Venezuela fuels Syria crackdown

GlobalPost

A Syrian military retaliation for Wednesday’s Damascus bombing would be possible thanks partly to one of the regime’s few remaining allies: Venezuela.

With a nod from President Hugo Chavez and despite other Western countries' sanctions, South America’s top oil producer still sends fuel to Syria. 

Venezuela has been preparing its fourth major diesel shipment in eight months to Damascus, the Wall Street Journal reported last week.

That’s the fuel, the WSJ adds, that Syrian tanks and other military vehicles have been running on during a crackdown that has killed more than 10,000 Syrians since the uprising against Assad began 18 months ago.

Chavez openly supports Assad, calling the Western sanctions and support for the uprising “aggressions against Syria.”

"It's the same formula they [the West] used against Libya: inject violence, inject terrorism from abroad and later invoke the United Nations to intervene," Chavez said in a speech in January, Reuters reported.

In February, Venezuela’s energy minister, Rafael Ramirez, confirmed to Reuters that the government stood by Venezuela’s continued fuel shipments to Syria.

"We have a high level of cooperation with Syria, a besieged nation, whom the transnational interests want to bring down," Ramirez told Reuters, adding there would be more shipments "whenever required."

Venezuela also continues other trade with the Commercial Bank of Syria and the country's state oil-marketing firm Sytrol, both on US and European Union sanctions lists, according to WSJ.

"We cannot determine our foreign policy with fear of US sanctions," Venezuela's energy minister said, according to CNN. "We have said that those truly don't matter to us."

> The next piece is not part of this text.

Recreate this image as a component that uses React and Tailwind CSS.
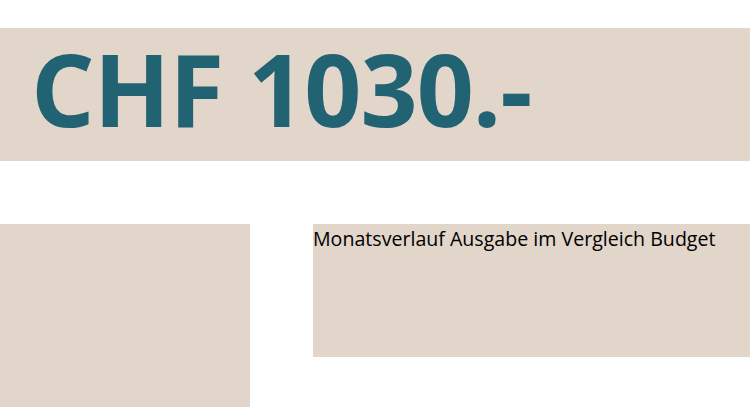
export default function App() {
  return (
    <div className="w-[750px] h-[407px] overflow-hidden bg-white" style={{ fontFamily: '"Open Sans", "Noto Sans", sans-serif' }}>
      <div className="pt-[28px]">
        <div className="h-[133px] bg-[#e2d5c9] flex items-center pl-[31px] pb-[14px]">
          <h1 className="text-[100px] leading-none font-bold text-[#226373] tracking-[-1px]">CHF 1030.-</h1>
        </div>
      </div>
      <div className="mt-[63px] flex gap-[63px] items-start">
        <div className="w-[250px] h-[190px] shrink-0 bg-[#e2d5c9]" />
        <div className="flex-1 h-[133px] bg-[#e2d5c9] text-[19.6px] leading-[30px] text-black">
          Monatsverlauf Ausgabe im Vergleich Budget
        </div>
      </div>
    </div>
  );
}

Perhaps it's little surprise that Venezuela would behave this way. But observers also criticize a softness overall in Latin America's reactions to Syria's crackdown. In a column in June, the Miami Herald's Andres Oppenheimer wrote that, despite most Latin American countries' official condemnation of the acts, the response had been "shockingly tame for a region that has suffered gross human rights violations in the past."

Oppenheimer added:

"And the argument about the alleged US and European hypocrisy is a copout. If Latin American countries are as serious about human rights as some of them claim, they should act against all human rights abusers, including those condoned by the United States and Europe.

Acting against human rights abuses globally should be Latin America’s best line of defense against possible rights abuses in their own countries. But most governments seem to have forgotten the lessons of their own past."